6. The contents search apparatus of claim 1, wherein, when the
inputted query word is a compound noun, the query word
preprocessing module expands the query word by generating a tag for
the compound noun using a special character, or by adding an
acronym corresponding to the compound noun.
7. The contents search apparatus of claim 1, further comprising a
search condition inputter providing a search condition for the
contents, and delivering a user's selection for the provided search
condition to the query word preprocessing module or the search
module, wherein the query word preprocessing module or the search
module uses the selected search condition at a time of search.
8. The contents search apparatus of claim 7, wherein the search
condition comprises at least one of a generation time and an upload
time of desired contents, a document format, a provider, fee
information, and whether or not a query word recommendation
function is used.
9. The contents search apparatus of claim 7, wherein the search
module comprises: a query sentence generator generating a query
sentence corresponding to the expanded query word and the search
condition; and a query sentence executor searching for contents
tagged using the query sentence.
10. A contents search apparatus comprising: a query word
preprocessing module expanding an inputted query word; a search
module searching for contents tagged using a tag corresponding to
the expanded query word; and a tag management module providing a
recommendation query word for the contents search by analyzing
tagging information of the inputted query word.
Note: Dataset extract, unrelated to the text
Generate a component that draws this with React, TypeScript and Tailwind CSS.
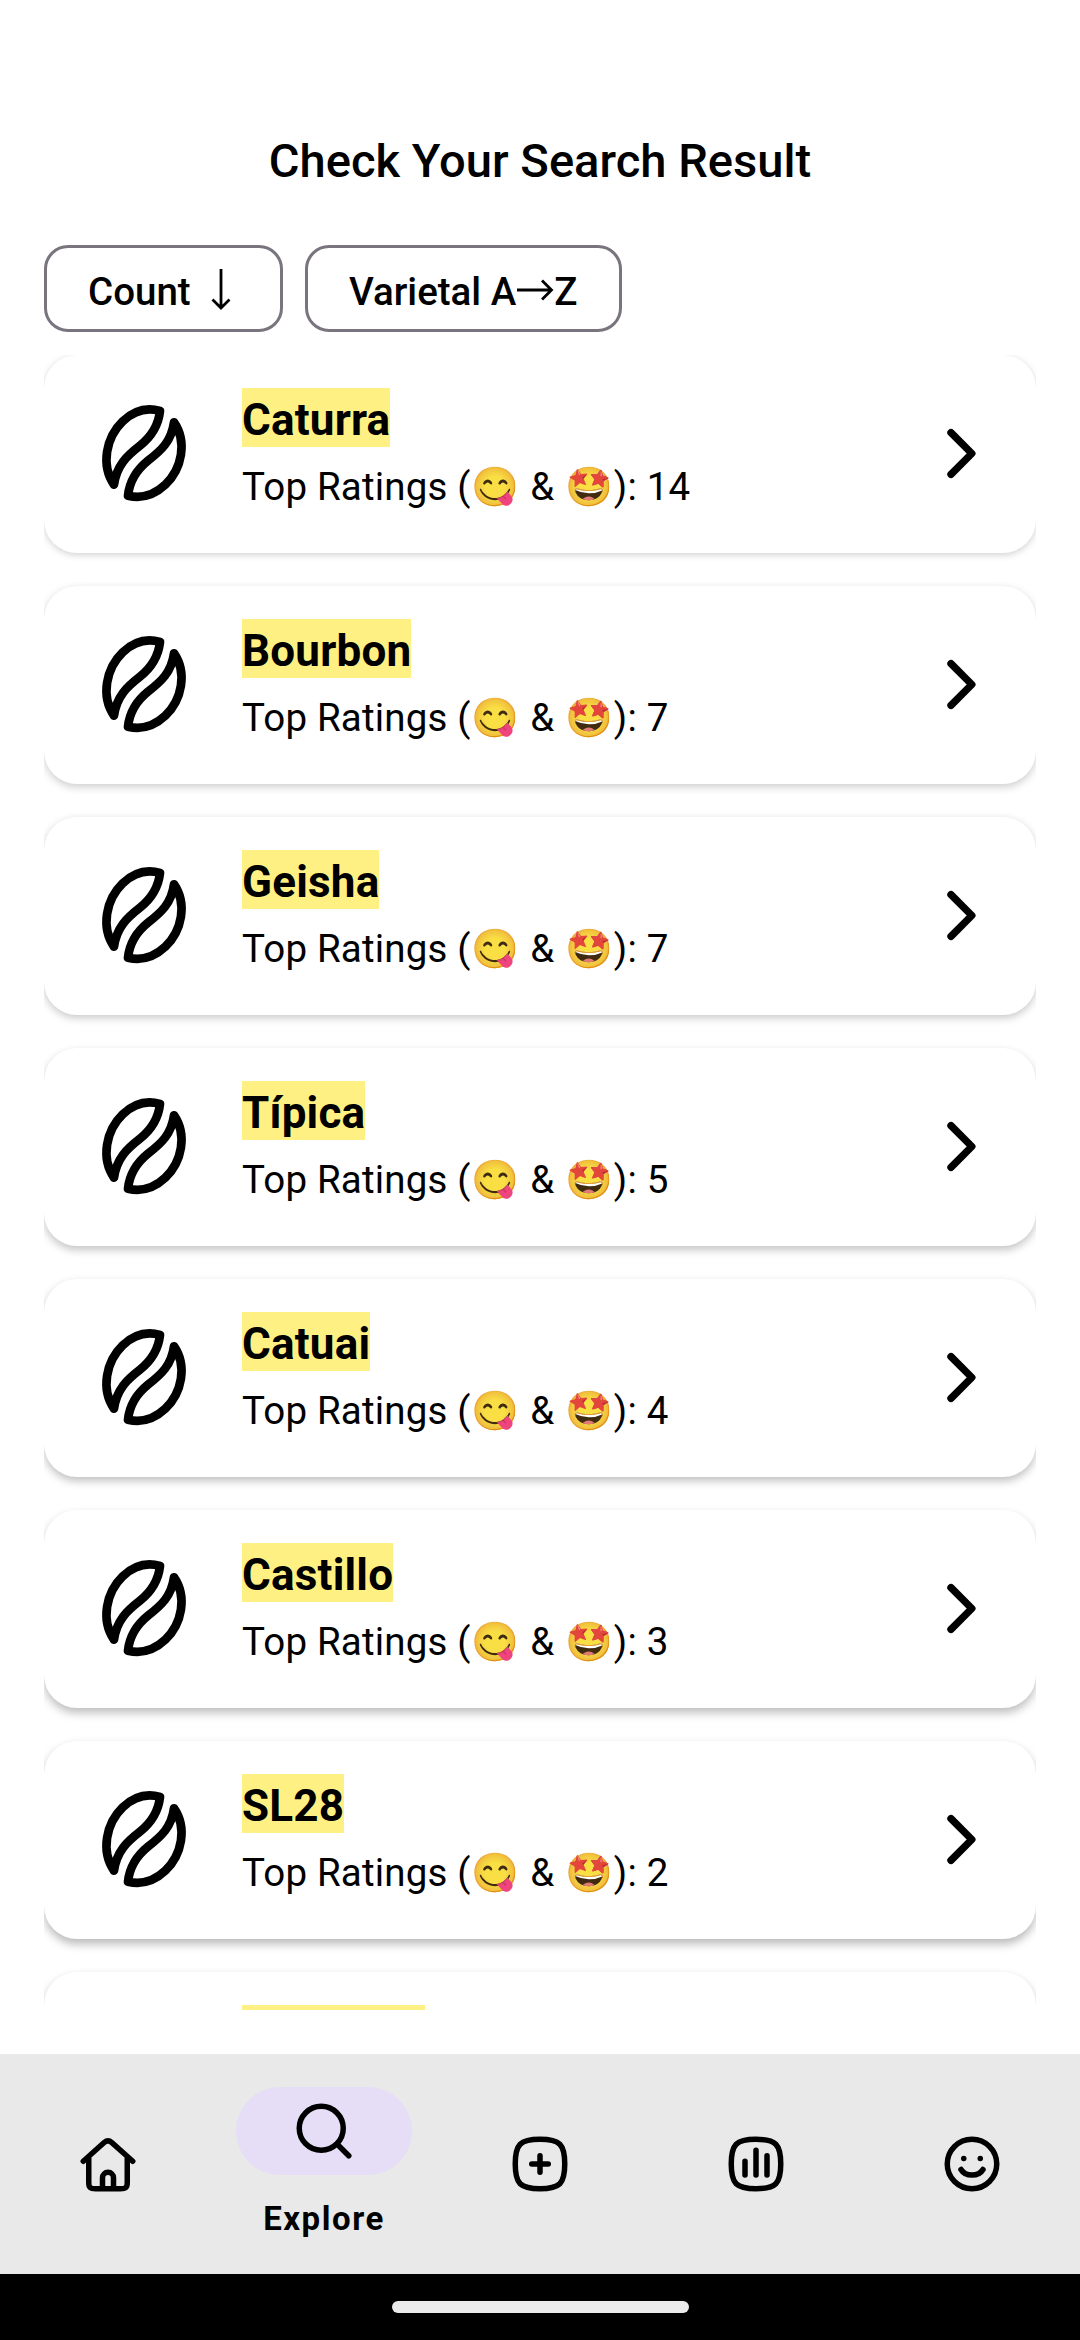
import React from "react";

type Varietal = { name: string; count: number; shadow: string };

const varietals: Varietal[] = [
  { name: "Caturra", count: 14, shadow: "shadow-[0_2px_7px_rgba(0,0,0,0.18)]" },
  { name: "Bourbon", count: 7, shadow: "shadow-[0_3px_8px_rgba(0,0,0,0.20)]" },
  { name: "Geisha", count: 7, shadow: "shadow-[0_3px_8px_rgba(0,0,0,0.22)]" },
  { name: "Típica", count: 5, shadow: "shadow-[0_4px_9px_rgba(0,0,0,0.23)]" },
  { name: "Catuai", count: 4, shadow: "shadow-[0_4px_9px_rgba(0,0,0,0.25)]" },
  { name: "Castillo", count: 3, shadow: "shadow-[0_5px_10px_rgba(0,0,0,0.26)]" },
  { name: "SL28", count: 2, shadow: "shadow-[0_5px_10px_rgba(0,0,0,0.28)]" },
];

function BeanIcon() {
  return (
    <svg className="size-[130px] shrink-0" viewBox="0 -3 390 390" fill="none" stroke="black" strokeWidth="26" strokeLinejoin="round">
      <path d="M102 284C62 226 78 142 128 94C160 64 198 51 240 63C236 100 216 138 180 167C140 198 110 226 102 284Z" />
      <path d="M282 97C322 155 306 236 256 284C224 314 186 327 144 317C148 279 168 241 204 212C244 181 274 154 282 97Z" />
    </svg>
  );
}

function ChevronIcon() {
  return (
    <svg className="h-[52px] w-[32px] shrink-0" viewBox="0 0 32 52" fill="none" stroke="black" strokeWidth="7.4" strokeLinecap="round" strokeLinejoin="round">
      <path d="M5 4.7L25.8 25.5L5 46.3" />
    </svg>
  );
}

function NavIcon({ children }: { children: React.ReactNode }) {
  return (
    <svg className="size-[66px]" viewBox="0 0 24 24" fill="none" stroke="black" strokeWidth="2" strokeLinecap="round" strokeLinejoin="round">
      {children}
    </svg>
  );
}

function Emoji({ children }: { children: string }) {
  return <span className="mx-[0.8px] inline-block leading-none saturate-[.88]">{children}</span>;
}

const squircle = "M3 12C3 4.8 4.8 3 12 3s9 1.8 9 9-1.8 9-9 9-9-1.8-9-9Z";

function Card({ item }: { item: Varietal }) {
  return (
    <li className={`flex h-[198px] shrink-0 items-center rounded-[33px] bg-white pl-9 ${item.shadow}`}>
      <BeanIcon />
      <div className="ml-8 flex h-full flex-1 flex-col items-start pt-[33px]">
        <span className="h-[59px] bg-[#fff084] pt-[4px] text-[44px] leading-[56px] font-bold tracking-[0.2px]">{item.name}</span>
        <span className="mt-[14px] h-[51px] text-[38.5px] leading-[51px] tracking-[0.18px] whitespace-pre">
          Top Ratings (<Emoji>😋</Emoji> &amp; <Emoji>🤩</Emoji>): {item.count}
        </span>
      </div>
      <div className="mr-[58px]">
        <ChevronIcon />
      </div>
    </li>
  );
}

export default function App() {
  return (
    <div className="flex h-[2340px] w-[1080px] flex-col overflow-hidden bg-white font-['Roboto',sans-serif] text-black">
      <h1 className="mt-[129px] h-[64px] text-center text-[47.1px] leading-[64px] font-medium">Check Your Search Result</h1>
      <div className="mt-[52px] ml-[44px] flex h-[87px] gap-[22px]">
        <button className="flex w-[239px] items-center rounded-[24px] border-[3px] border-[#79747e] pt-[7px] pl-[41px] text-[38.5px] font-medium">
          Count
          <svg className="-mt-[5px] ml-[20px] h-[42px] w-[20px]" viewBox="0 0 20 42" fill="none" stroke="black" strokeWidth="2.8">
            <path d="M10 0V38M1.5 30.5L10 39L18.5 30.5" />
          </svg>
        </button>
        <button className="flex w-[317px] items-center rounded-[24px] border-[3px] border-[#79747e] pt-[7px] pl-[41px] text-[38.5px] font-medium">
          Varietal A
          <svg className="-mt-[4px] h-[22px] w-[38px]" viewBox="0 0 38 22" fill="none" stroke="black" strokeWidth="2.8">
            <path d="M1 11H35M26 1.5L35.5 11L26 20.5" />
          </svg>
          Z
        </button>
      </div>
      <ul className="mx-[44px] mt-[23px] flex h-[1655px] flex-col gap-[33px] overflow-hidden">
        {varietals.map((item) => (
          <Card key={item.name} item={item} />
        ))}
        <li className="h-[198px] shrink-0 rounded-[33px] bg-white pt-[33px] pl-[198px] shadow-[0_5px_10px_rgba(0,0,0,0.28)]">
          <div className="h-[59px] w-[183px] bg-[#fff084]" />
        </li>
      </ul>
      <nav className="mt-[44px] grid h-[220px] grid-cols-5 items-center justify-items-center bg-[#e9e9e9]">
        <NavIcon>
          <path d="M3 11l7.6-6.8q1.4-1.2 2.8 0L21 11M5 9.8v8.8c0 2 .5 2.4 2.5 2.4h9c2 0 2.5-.4 2.5-2.4V9.8M10 21v-4a2 2 0 0 1 4 0v4" />
        </NavIcon>
        <div className="flex h-full flex-col items-center pt-[33px]">
          <div className="flex h-[88px] w-[176px] items-center justify-center rounded-full bg-[#e6def6]">
            <NavIcon>
              <circle cx="11" cy="11" r="8" />
              <path d="M17 17l4 4" />
            </NavIcon>
          </div>
          <span className="mt-[22px] text-[33px] leading-[44px] font-bold tracking-[1.55px]">Explore</span>
        </div>
        <NavIcon>
          <path d={squircle} />
          <path d="M12 9v6M9 12h6" />
        </NavIcon>
        <NavIcon>
          <path d={squircle} />
          <path d="M8 11v5M12 7v9M16 9v7" />
        </NavIcon>
        <NavIcon>
          <circle cx="12" cy="12" r="9" />
          <path d="M8 14c1.6 2.7 6.4 2.7 8 0" />
          <path d="M9 10h.01M15 10h.01" />
        </NavIcon>
      </nav>
      <div className="flex h-[66px] justify-center bg-black pt-[27px]">
        <div className="h-[12px] w-[297px] rounded-full bg-[#ebebeb]" />
      </div>
    </div>
  );
}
11. The contents search apparatus of claim 10, wherein the query
word preprocessing module comprises: a query validator checking if
the inputted query word is valid; and a query word expander
expanding a valid query word according to a result of the
checking.
12. The contents search apparatus of claim 11, wherein, when the
inputted query word is invalid, the query word preprocessing module
delivers the query word to the search module without the expanding
of the query word, the search module searching for content of a tag
corresponding to the delivered query word.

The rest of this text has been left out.